Regarding the grounds for civil divorce, the following remained: women’s adultery, one spouse’s attempt to kill the other, extreme cruelty, and felony. However, in comparison to the grounds for ecclesiastical divorce established in the Code of 1841, the Civil Code of 1888 added as cause for divorce a “husband’s scandalous concubinage.” Unlike female adultery, masculine adultery was not legally penalized. Therefore, even when it was demonstrated that the husband had been unfaithful, this was not sufficient ground for divorce. It had to be proven beyond doubt that the husband lived with his concubine, being a cause of public scandal, moral misconduct, and family disintegration. The Penal Code of 1941 eliminated female adultery as a felony and reduced sanctions for murders of passion. Finally, the Family Code (1974) introduced no-fault divorce and equality of spouses with respect to adultery as grounds for civil divorce.

In addition, the 1932 law introduced some further changes in the grounds for civil divorce. Although extreme cruelty was still considered grounds for divorce, the law eliminated felonies and added the husband’s attempt to prostitute his wife. Considering extreme cruelty but not serious offenses as grounds for divorce is the result of changes both in jurisprudence and of the fact that gender relationships and domestic violence were perceived as justifications to file for divorce. However, in all of the civil and penal codes, including the present one, a patriarchal gap has remained, since extreme cruelty and domestic violence are considered crimes similar to “injuries.”
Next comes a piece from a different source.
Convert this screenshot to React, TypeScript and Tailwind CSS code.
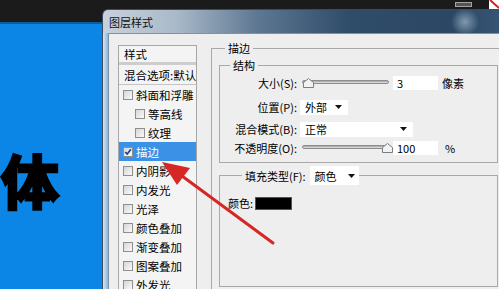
import type { ReactNode } from "react"

const items: { label: string; indent?: boolean; checked?: boolean }[] = [
  { label: "斜面和浮雕" },
  { label: "等高线", indent: true },
  { label: "纹理", indent: true },
  { label: "描边", checked: true },
  { label: "内阴影" },
  { label: "内发光" },
  { label: "光泽" },
  { label: "颜色叠加" },
  { label: "渐变叠加" },
  { label: "图案叠加" },
  { label: "外发光" },
]

function Check({ checked }: { checked?: boolean }) {
  return (
    <span className="flex h-[10px] w-[10px] shrink-0 items-center justify-center border border-[#8e8f8f] bg-linear-to-br from-[#d6d6d6] to-[#fafafa]">
      {checked ? (
        <svg viewBox="0 0 10 10" className="h-[8px] w-[8px]">
          <path d="M1.5 5 L4 7.6 L8.6 1.6" stroke="#1d3b8f" strokeWidth="2" fill="none" />
        </svg>
      ) : null}
    </span>
  )
}

function Caret() {
  return (
    <svg width="7" height="4" viewBox="0 0 7 4" className="shrink-0">
      <path d="M0 0H7L3.5 4Z" fill="#111" />
    </svg>
  )
}

function Slider({ at }: { at: "start" | "end" }) {
  return (
    <div className="relative h-[16px] w-[89px]">
      <div className="absolute left-[2px] right-0 top-[5px] h-[4px] rounded-full border border-[#8d8d8d] bg-linear-to-b from-[#9f9f9f] to-[#e9e9e9]" />
      <svg
        viewBox="0 0 11 10"
        className={at === "start" ? "absolute left-[3px] top-[3px] h-[10px] w-[11px]" : "absolute right-[-4px] top-[3px] h-[10px] w-[11px]"}
      >
        <path d="M0.5 4.5 L5.5 0.5 L10.5 4.5 V9.5 H0.5 Z" fill="#f2f2f2" stroke="#7d7d7d" />
      </svg>
    </div>
  )
}

function Row({ label, mt, children }: { label: string; mt: string; children: ReactNode }) {
  return (
    <div className={`flex h-[16px] items-center ${mt}`}>
      <span className="w-[77px] shrink-0 whitespace-nowrap text-right">{label}</span>
      <div className="ml-[3px] flex items-center">{children}</div>
    </div>
  )
}

function Box({ value, w }: { value: string; w: string }) {
  return <div className={`flex h-[14px] items-center bg-white pl-[4px] ${w}`}>{value}</div>
}

function Select({ value, w }: { value: string; w: string }) {
  return (
    <div className={`flex h-[15px] items-center justify-between bg-white pl-[5px] pr-[6px] ${w}`}>
      <span>{value}</span>
      <Caret />
    </div>
  )
}

export default function App() {
  return (
    <div className="relative h-[289px] w-[499px] overflow-hidden bg-[#0b86e6] font-['Noto_Sans_CJK_SC',sans-serif] text-[11px] leading-[14px] text-black">
      <div className="flex h-full flex-col">
        <div className="flex h-[22px] shrink-0 items-start justify-end bg-[#1b1b1b]">
          <div className="mr-[17px] mt-[2px] h-[5px] w-[17px] border border-[#a3a3a3] bg-[#555]" />
          <div className="h-[9px] w-[10px] bg-white">
            <svg viewBox="0 0 10 9" className="h-[9px] w-[10px]">
              <path d="M1 0 L10 8" stroke="#d02020" strokeWidth="2" />
            </svg>
          </div>
        </div>
        <div className="h-[2px] shrink-0 bg-[#0d5c98]" />
        <div className="flex-1 overflow-hidden pt-[126px]">
          <div className="-ml-[57px] whitespace-nowrap text-[58px] font-bold leading-[58px] text-black [-webkit-text-stroke:3px_black]">
            字体
          </div>
        </div>
      </div>

      <div className="absolute left-[102px] top-[9px] flex h-[320px] w-[410px] flex-col rounded-tl-[6px] border-l border-t border-[#3a4c5f]">
        <div className="flex h-[23px] shrink-0 items-center rounded-tl-[5px] bg-[radial-gradient(circle_at_362px_12px,#8199b2_0,transparent_14px),linear-gradient(90deg,#c9d2db_0%,#a9b9c9_18%,#5d7791_38%,#2f4c69_60%,#2b4763_85%,#3a5776_100%)] pl-[6px] text-[11px] text-[#111]">
          图层样式
        </div>
        <div className="flex min-h-0 flex-1">
          <div className="w-[5px] shrink-0 bg-linear-to-r from-[#d9e7f4] to-[#86b6e2]" />
          <div className="flex flex-1 items-start overflow-hidden border-l border-t border-[#7f92a5] bg-[#eeeeee] pl-[9px] pt-[7px]">
            <div className="mt-[4px] flex h-[270px] w-[79px] shrink-0 flex-col border border-[#a7a7a7] bg-[#f4f4f4] text-[11.5px]">
              <div className="flex h-[16px] shrink-0 items-center pl-[5px]">样式</div>
              <div className="h-[3px] shrink-0 bg-[#cdcdcd]" />
              <div className="flex h-[20px] shrink-0 items-center whitespace-nowrap border-b border-[#c4c4c4] pl-[5px]">混合选项:默认</div>
              {items.map((it) => (
                <div
                  key={it.label}
                  className={`flex h-[19px] shrink-0 items-center gap-[3px] whitespace-nowrap ${it.indent ? "pl-[16px]" : "pl-[4px]"} ${it.checked ? "bg-[#3b91e6] text-white" : ""}`}
                >
                  <Check checked={it.checked} />
                  <span>{it.label}</span>
                </div>
              ))}
            </div>

            <div className="ml-[14px] shrink-0">
              <fieldset className="w-[300px] border border-[#a9a9a9] p-0 pb-[20px]">
                <legend className="ml-[13px] px-[3px] leading-[14px]">描边</legend>
                <div className="pl-[7px] pt-[3px]">
                  <fieldset className="w-[279px] border border-[#a9a9a9] p-0">
                    <legend className="ml-[10px] px-[3px] leading-[14px]">结构</legend>
                    <div className="flex flex-col pb-[6px]">
                      <Row label="大小(S):" mt="mt-[3px]">
                        <Slider at="start" />
                        <div className="ml-[4px]">
                          <Box value="3" w="w-[45px]" />
                        </div>
                        <span className="ml-[4px]">像素</span>
                      </Row>
                      <Row label="位置(P):" mt="mt-[8px]">
                        <Select value="外部" w="w-[48px]" />
                      </Row>
                      <Row label="混合模式(B):" mt="mt-[6px]">
                        <Select value="正常" w="w-[113px]" />
                      </Row>
                      <Row label="不透明度(O):" mt="mt-[3px]">
                        <Slider at="end" />
                        <div className="ml-[4px]">
                          <Box value="100" w="w-[45px]" />
                        </div>
                        <span className="ml-[7px]">%</span>
                      </Row>
                    </div>
                  </fieldset>

                  <fieldset className="mt-[3px] w-[279px] border border-[#a9a9a9] p-0">
                    <legend className="ml-[22px] flex h-[19px] items-center">
                      <span className="px-[3px]">填充类型(F):</span>
                      <div className="ml-[1px] flex h-[19px] w-[49px] items-center justify-between bg-white pl-[5px] pr-[4px]">
                        <span>颜色</span>
                        <Caret />
                      </div>
                    </legend>
                    <div className="mt-[11px] flex h-[14px] items-center pl-[8px]">
                      <span>颜色:</span>
                      <div className="ml-[2px] h-[13px] w-[37px] border border-[#555] bg-black" />
                    </div>
                    <div className="h-[76px]" />
                  </fieldset>
                </div>
              </fieldset>
            </div>
          </div>
        </div>
      </div>

      <svg className="pointer-events-none absolute left-0 top-0 h-[289px] w-[499px]" viewBox="0 0 499 289">
        <line x1="273" y1="243" x2="182" y2="176" stroke="#d62626" strokeWidth="3" strokeLinecap="round" />
        <path d="M162 162 L190 168 L177 185 Z" fill="#d62626" />
      </svg>
    </div>
  )
}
It is obvious that there are not enough records to allow us to know with certainty how many couples were unhappy and to what extent they opted for separation. However, the evidence found in the 273 spousal-conflict complaints and in the 1,239 cases of ecclesiastical and civil divorce for the 1800–1950 period strongly suggests that, faced with an unhappy relationship that did not fulfill the expectations of a marriage for love and companionship, couples tended to opt more often to file for divorce to legally dissolve the bond of matrimony.

From 1800 to 1950, there was an increase in divorce suits in the 1840s. 62.2 percent of the total of divorce suits filed during this period—of which couples from San Jose filed 55.5 percent. In the whole Central Valley, the greatest number of cases was reported for the 1830–1850 period, especially in the five years between 1845 and 1850. This ascending rate of divorce took place within the larger expansion of the civil legal apparatus, which made it possible for women to have a legal instrument to denounce their husband’s abuses or to file for divorce. As a result, there was a visible and public sanction of marital conduct, a larger assimilation of the ideal of a loving and harmonious marriage, and an increase in suits due to spousal conflicts and divorce (Rodríguez 2000, 111–153).
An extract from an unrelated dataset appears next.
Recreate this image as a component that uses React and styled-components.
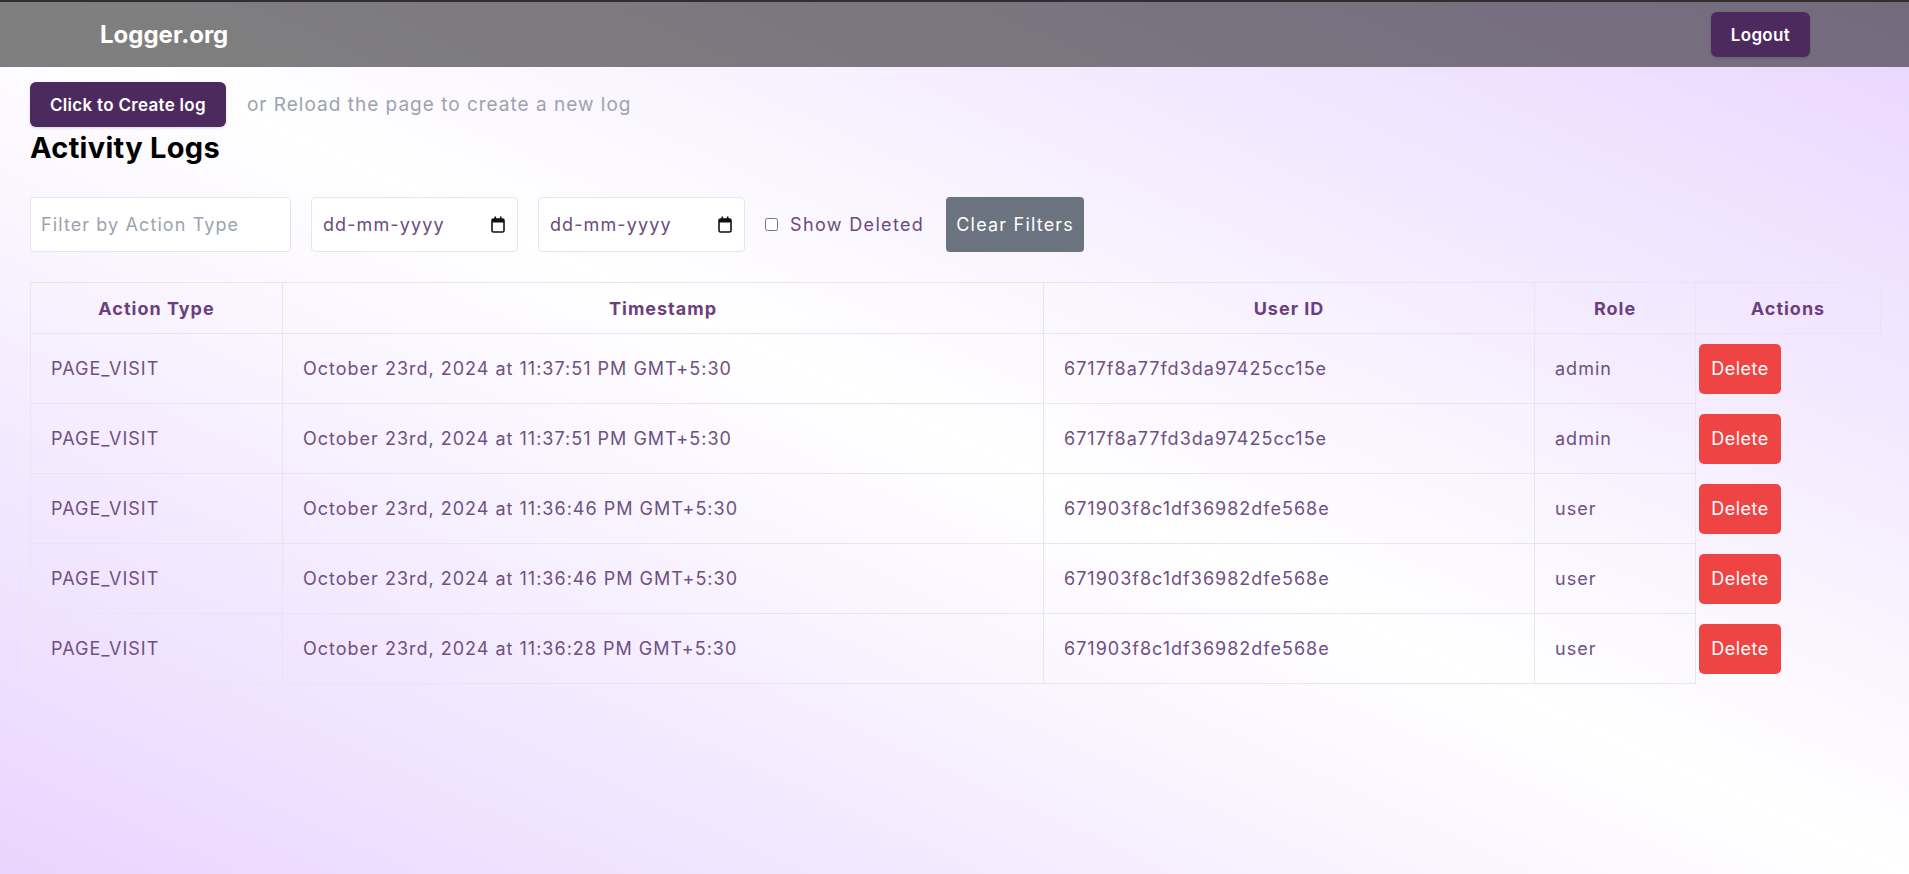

Between 1851 and 1889, divorce suits kept ascending, the 1870s being the decade with the largest number of divorces.

Between 1851 and 1889, divorce suits kept ascending, the 1870s being the decade with the largest number of divorces, 40.2 percent out of a total of 281 suits for ecclesiastical divorce. Moreover, the increase in suits practically doubled between the 1860s (fifty-six suits) and the 1870s (131 suits). This upward trend is also corroborated in relation to the number of marriages and divorces filed. In fact, this ratio shifts from one divorce for each 16,104 marriages in the 1860s to one divorce for every 81.7 marriages during the 1870s. 

On the other hand, during the 1890–1950 period, there is a dramatic increase in civil divorce suits (98.9 percent out of 923 cases) and a dramatic decrease in ecclesiastical divorce suits (1.1 percent, only ten cases for the 1890–1919 period). This change may be explained, in part, by the serious conflict between the church and the state because of the anticlergy reform, which made it more difficult to present these suits. It could also have been influenced by Monsignor Thiel’s more aggressive policy for spreading the Catholic doctrine, the impact of the 1888 civil marriage, separation, and divorce reforms, and the Church’s propaganda and persecution campaigns against divorce. On the other hand, we find an increase in civil divorces, especially in the 1930s and 1940s (from 24.2 percent to 44.1 percent out of a total of 127 divorces by sentencing by repeal between 1900 and 1950).

Finally, this research questions some historical myths about gender relationships and domestic violence. These myths are: 1) that violence was considered a “natural” part of marriage relationships rather than a practice constructed and transformed historically and in everyday life; 2) that extreme cruelty of wife beating was always accepted by society; 3) that domestic violence was an exclusive practice of men from popular sectors; and 4) that wives were passive victims of patriarchal dominance incapable of resisting and impugning male dominance.

It is argued that the concept of domestic violence was constructed and transformed historically. The ecclesiastical and civil authorities allowed husbands to “correct” their wives with moderate violence if they would not submit. So, it was accepted as a “natural” condition of marriage and in the best interests of the family that wives had to endure verbal, emotional, economic, material and sexual abuse from their husbands. However, since the first half of the nineteenth century, such notions suffered a gradual reconceptualization by legally punishing the extreme cruelty exerted by husbands over their wives and the effects of violence, like injuries causing temporary or permanent physical incapacity to work. So, society has gradually sanctioned domestic violence more stringently. Nevertheless, recent studies have shown that the penal system and the existing regulations in the Penal Code of 1971 still underestimate violence against women, by emphasizing on physical violence. As a result, it could be stated that, as in the past, today a spouse’s abuse is still associated with “serious offenses.” Such restricted definition of domestic violence does not include the infliction of emotional, psychological, sexual and economic/material damage. Thus, most of the main kind of abuse and domestic violence are considered a “natural condition” of marriage.